In your copy, repeat the records exactly and leave out the pictures.

Supplied records =
....

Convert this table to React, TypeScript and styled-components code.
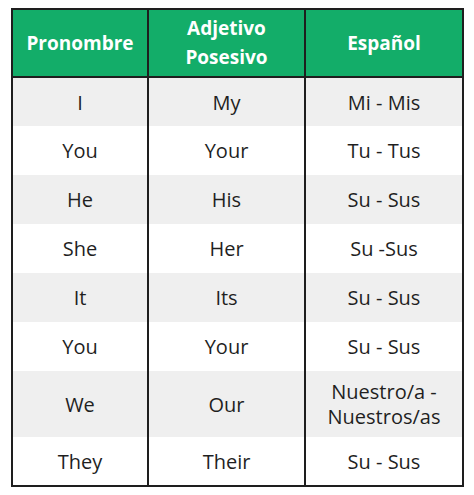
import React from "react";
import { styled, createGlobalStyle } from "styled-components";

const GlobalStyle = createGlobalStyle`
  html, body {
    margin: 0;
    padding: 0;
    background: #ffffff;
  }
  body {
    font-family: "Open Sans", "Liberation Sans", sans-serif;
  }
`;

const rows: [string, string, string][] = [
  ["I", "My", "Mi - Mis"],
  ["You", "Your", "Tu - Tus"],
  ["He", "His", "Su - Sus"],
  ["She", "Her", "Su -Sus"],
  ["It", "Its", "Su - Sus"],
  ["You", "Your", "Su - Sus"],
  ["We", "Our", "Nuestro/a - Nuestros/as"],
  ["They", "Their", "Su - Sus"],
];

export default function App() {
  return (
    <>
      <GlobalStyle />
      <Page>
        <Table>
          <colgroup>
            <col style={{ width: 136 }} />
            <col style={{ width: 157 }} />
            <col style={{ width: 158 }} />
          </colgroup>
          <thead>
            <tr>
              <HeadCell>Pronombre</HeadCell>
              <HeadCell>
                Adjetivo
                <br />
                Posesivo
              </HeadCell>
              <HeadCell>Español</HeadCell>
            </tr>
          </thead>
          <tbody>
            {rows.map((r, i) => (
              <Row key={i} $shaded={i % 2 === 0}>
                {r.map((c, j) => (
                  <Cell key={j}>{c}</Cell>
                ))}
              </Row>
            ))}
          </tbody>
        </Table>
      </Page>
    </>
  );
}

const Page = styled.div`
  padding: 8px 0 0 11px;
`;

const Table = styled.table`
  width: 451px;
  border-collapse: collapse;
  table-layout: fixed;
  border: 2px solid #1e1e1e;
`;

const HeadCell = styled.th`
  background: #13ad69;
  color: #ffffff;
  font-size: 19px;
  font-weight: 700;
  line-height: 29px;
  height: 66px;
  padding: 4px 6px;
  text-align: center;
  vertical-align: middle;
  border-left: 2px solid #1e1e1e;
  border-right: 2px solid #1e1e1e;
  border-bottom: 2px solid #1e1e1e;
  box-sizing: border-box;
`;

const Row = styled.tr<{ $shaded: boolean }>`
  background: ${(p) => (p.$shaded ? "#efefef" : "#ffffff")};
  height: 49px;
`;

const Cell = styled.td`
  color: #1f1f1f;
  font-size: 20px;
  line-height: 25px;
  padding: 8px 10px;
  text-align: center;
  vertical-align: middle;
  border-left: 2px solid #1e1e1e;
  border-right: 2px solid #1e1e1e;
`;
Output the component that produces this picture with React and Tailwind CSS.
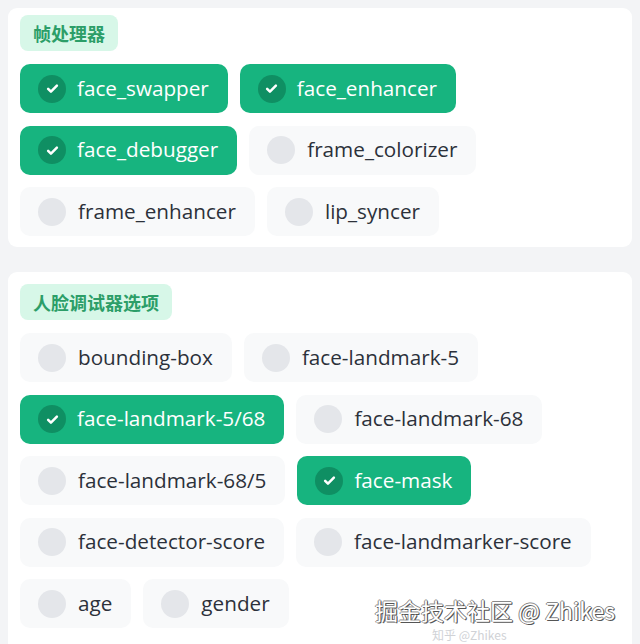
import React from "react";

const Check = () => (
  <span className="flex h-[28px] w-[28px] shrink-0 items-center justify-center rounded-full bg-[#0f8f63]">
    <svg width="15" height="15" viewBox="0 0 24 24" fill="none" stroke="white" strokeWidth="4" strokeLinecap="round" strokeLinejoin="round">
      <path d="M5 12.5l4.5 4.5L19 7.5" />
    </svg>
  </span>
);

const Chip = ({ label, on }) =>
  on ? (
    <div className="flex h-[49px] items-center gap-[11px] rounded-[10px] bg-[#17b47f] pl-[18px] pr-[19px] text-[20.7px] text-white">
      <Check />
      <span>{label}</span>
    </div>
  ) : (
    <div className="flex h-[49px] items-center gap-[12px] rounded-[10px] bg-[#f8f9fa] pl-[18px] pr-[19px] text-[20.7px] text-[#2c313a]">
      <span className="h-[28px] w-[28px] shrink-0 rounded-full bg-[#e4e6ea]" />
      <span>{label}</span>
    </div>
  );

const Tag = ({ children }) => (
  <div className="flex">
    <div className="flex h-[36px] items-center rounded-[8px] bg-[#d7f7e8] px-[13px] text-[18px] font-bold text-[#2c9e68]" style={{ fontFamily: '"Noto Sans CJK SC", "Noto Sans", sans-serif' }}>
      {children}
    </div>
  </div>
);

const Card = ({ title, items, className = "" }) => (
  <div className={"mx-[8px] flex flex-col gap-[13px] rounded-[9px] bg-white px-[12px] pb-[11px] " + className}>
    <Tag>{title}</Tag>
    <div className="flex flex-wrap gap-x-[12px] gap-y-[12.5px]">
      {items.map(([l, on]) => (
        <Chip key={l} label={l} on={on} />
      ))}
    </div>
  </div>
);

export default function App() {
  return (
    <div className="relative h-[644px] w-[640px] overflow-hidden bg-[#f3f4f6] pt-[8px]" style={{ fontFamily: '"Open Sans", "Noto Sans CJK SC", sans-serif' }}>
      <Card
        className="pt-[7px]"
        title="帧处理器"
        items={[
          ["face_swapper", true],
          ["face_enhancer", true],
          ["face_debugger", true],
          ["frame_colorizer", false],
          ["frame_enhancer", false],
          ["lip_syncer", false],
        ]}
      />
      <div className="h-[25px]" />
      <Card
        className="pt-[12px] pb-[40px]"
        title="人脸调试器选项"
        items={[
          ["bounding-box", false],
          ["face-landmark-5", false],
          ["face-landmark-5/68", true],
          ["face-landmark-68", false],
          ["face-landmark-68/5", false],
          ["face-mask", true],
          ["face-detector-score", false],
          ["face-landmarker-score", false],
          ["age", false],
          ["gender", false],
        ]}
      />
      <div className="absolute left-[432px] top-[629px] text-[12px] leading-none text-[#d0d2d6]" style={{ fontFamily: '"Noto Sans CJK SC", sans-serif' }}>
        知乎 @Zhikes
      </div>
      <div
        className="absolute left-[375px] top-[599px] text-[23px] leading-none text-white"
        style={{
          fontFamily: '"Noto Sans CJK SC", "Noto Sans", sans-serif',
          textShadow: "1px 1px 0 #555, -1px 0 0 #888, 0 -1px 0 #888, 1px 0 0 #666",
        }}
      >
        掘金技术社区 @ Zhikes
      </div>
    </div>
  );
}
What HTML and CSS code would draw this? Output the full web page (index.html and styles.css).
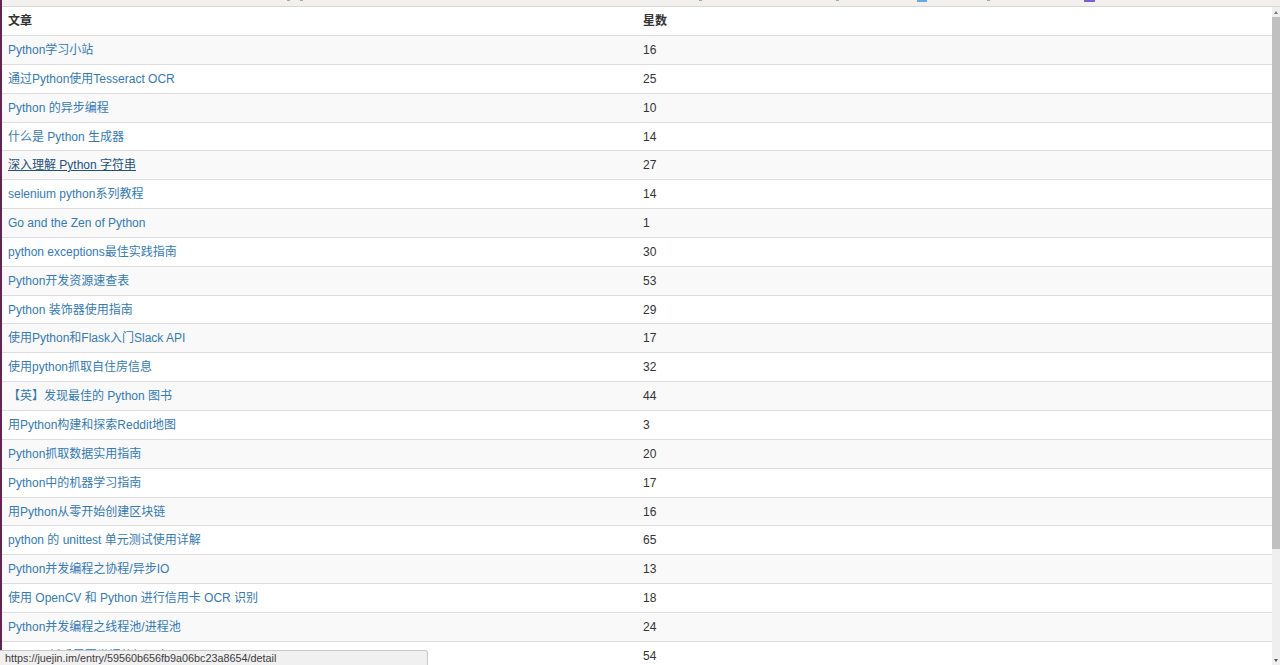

....

The result =
Convert this table to React, TypeScript and styled-components code.
import React from "react";
import { styled, createGlobalStyle } from "styled-components";

const GlobalStyle = createGlobalStyle`
  html, body {
    margin: 0;
    padding: 0;
    background: #ffffff;
  }
  body {
    font-family: "Open Sans", "Liberation Sans", sans-serif;
  }
`;

const rows: [string, string, string][] = [
  ["I", "My", "Mi - Mis"],
  ["You", "Your", "Tu - Tus"],
  ["He", "His", "Su - Sus"],
  ["She", "Her", "Su -Sus"],
  ["It", "Its", "Su - Sus"],
  ["You", "Your", "Su - Sus"],
  ["We", "Our", "Nuestro/a - Nuestros/as"],
  ["They", "Their", "Su - Sus"],
];

export default function App() {
  return (
    <>
      <GlobalStyle />
      <Page>
        <Table>
          <colgroup>
            <col style={{ width: 136 }} />
            <col style={{ width: 157 }} />
            <col style={{ width: 158 }} />
          </colgroup>
          <thead>
            <tr>
              <HeadCell>Pronombre</HeadCell>
              <HeadCell>
                Adjetivo
                <br />
                Posesivo
              </HeadCell>
              <HeadCell>Español</HeadCell>
            </tr>
          </thead>
          <tbody>
            {rows.map((r, i) => (
              <Row key={i} $shaded={i % 2 === 0}>
                {r.map((c, j) => (
                  <Cell key={j}>{c}</Cell>
                ))}
              </Row>
            ))}
          </tbody>
        </Table>
      </Page>
    </>
  );
}

const Page = styled.div`
  padding: 8px 0 0 11px;
`;

const Table = styled.table`
  width: 451px;
  border-collapse: collapse;
  table-layout: fixed;
  border: 2px solid #1e1e1e;
`;

const HeadCell = styled.th`
  background: #13ad69;
  color: #ffffff;
  font-size: 19px;
  font-weight: 700;
  line-height: 29px;
  height: 66px;
  padding: 4px 6px;
  text-align: center;
  vertical-align: middle;
  border-left: 2px solid #1e1e1e;
  border-right: 2px solid #1e1e1e;
  border-bottom: 2px solid #1e1e1e;
  box-sizing: border-box;
`;

const Row = styled.tr<{ $shaded: boolean }>`
  background: ${(p) => (p.$shaded ? "#efefef" : "#ffffff")};
  height: 49px;
`;

const Cell = styled.td`
  color: #1f1f1f;
  font-size: 20px;
  line-height: 25px;
  padding: 8px 10px;
  text-align: center;
  vertical-align: middle;
  border-left: 2px solid #1e1e1e;
  border-right: 2px solid #1e1e1e;
`;
Output the component that produces this picture with React and Tailwind CSS.
import React from "react";

const Check = () => (
  <span className="flex h-[28px] w-[28px] shrink-0 items-center justify-center rounded-full bg-[#0f8f63]">
    <svg width="15" height="15" viewBox="0 0 24 24" fill="none" stroke="white" strokeWidth="4" strokeLinecap="round" strokeLinejoin="round">
      <path d="M5 12.5l4.5 4.5L19 7.5" />
    </svg>
  </span>
);

const Chip = ({ label, on }) =>
  on ? (
    <div className="flex h-[49px] items-center gap-[11px] rounded-[10px] bg-[#17b47f] pl-[18px] pr-[19px] text-[20.7px] text-white">
      <Check />
      <span>{label}</span>
    </div>
  ) : (
    <div className="flex h-[49px] items-center gap-[12px] rounded-[10px] bg-[#f8f9fa] pl-[18px] pr-[19px] text-[20.7px] text-[#2c313a]">
      <span className="h-[28px] w-[28px] shrink-0 rounded-full bg-[#e4e6ea]" />
      <span>{label}</span>
    </div>
  );

const Tag = ({ children }) => (
  <div className="flex">
    <div className="flex h-[36px] items-center rounded-[8px] bg-[#d7f7e8] px-[13px] text-[18px] font-bold text-[#2c9e68]" style={{ fontFamily: '"Noto Sans CJK SC", "Noto Sans", sans-serif' }}>
      {children}
    </div>
  </div>
);

const Card = ({ title, items, className = "" }) => (
  <div className={"mx-[8px] flex flex-col gap-[13px] rounded-[9px] bg-white px-[12px] pb-[11px] " + className}>
    <Tag>{title}</Tag>
    <div className="flex flex-wrap gap-x-[12px] gap-y-[12.5px]">
      {items.map(([l, on]) => (
        <Chip key={l} label={l} on={on} />
      ))}
    </div>
  </div>
);

export default function App() {
  return (
    <div className="relative h-[644px] w-[640px] overflow-hidden bg-[#f3f4f6] pt-[8px]" style={{ fontFamily: '"Open Sans", "Noto Sans CJK SC", sans-serif' }}>
      <Card
        className="pt-[7px]"
        title="帧处理器"
        items={[
          ["face_swapper", true],
          ["face_enhancer", true],
          ["face_debugger", true],
          ["frame_colorizer", false],
          ["frame_enhancer", false],
          ["lip_syncer", false],
        ]}
      />
      <div className="h-[25px]" />
      <Card
        className="pt-[12px] pb-[40px]"
        title="人脸调试器选项"
        items={[
          ["bounding-box", false],
          ["face-landmark-5", false],
          ["face-landmark-5/68", true],
          ["face-landmark-68", false],
          ["face-landmark-68/5", false],
          ["face-mask", true],
          ["face-detector-score", false],
          ["face-landmarker-score", false],
          ["age", false],
          ["gender", false],
        ]}
      />
      <div className="absolute left-[432px] top-[629px] text-[12px] leading-none text-[#d0d2d6]" style={{ fontFamily: '"Noto Sans CJK SC", sans-serif' }}>
        知乎 @Zhikes
      </div>
      <div
        className="absolute left-[375px] top-[599px] text-[23px] leading-none text-white"
        style={{
          fontFamily: '"Noto Sans CJK SC", "Noto Sans", sans-serif',
          textShadow: "1px 1px 0 #555, -1px 0 0 #888, 0 -1px 0 #888, 1px 0 0 #666",
        }}
      >
        掘金技术社区 @ Zhikes
      </div>
    </div>
  );
}
What HTML and CSS code would draw this? Output the full web page (index.html and styles.css).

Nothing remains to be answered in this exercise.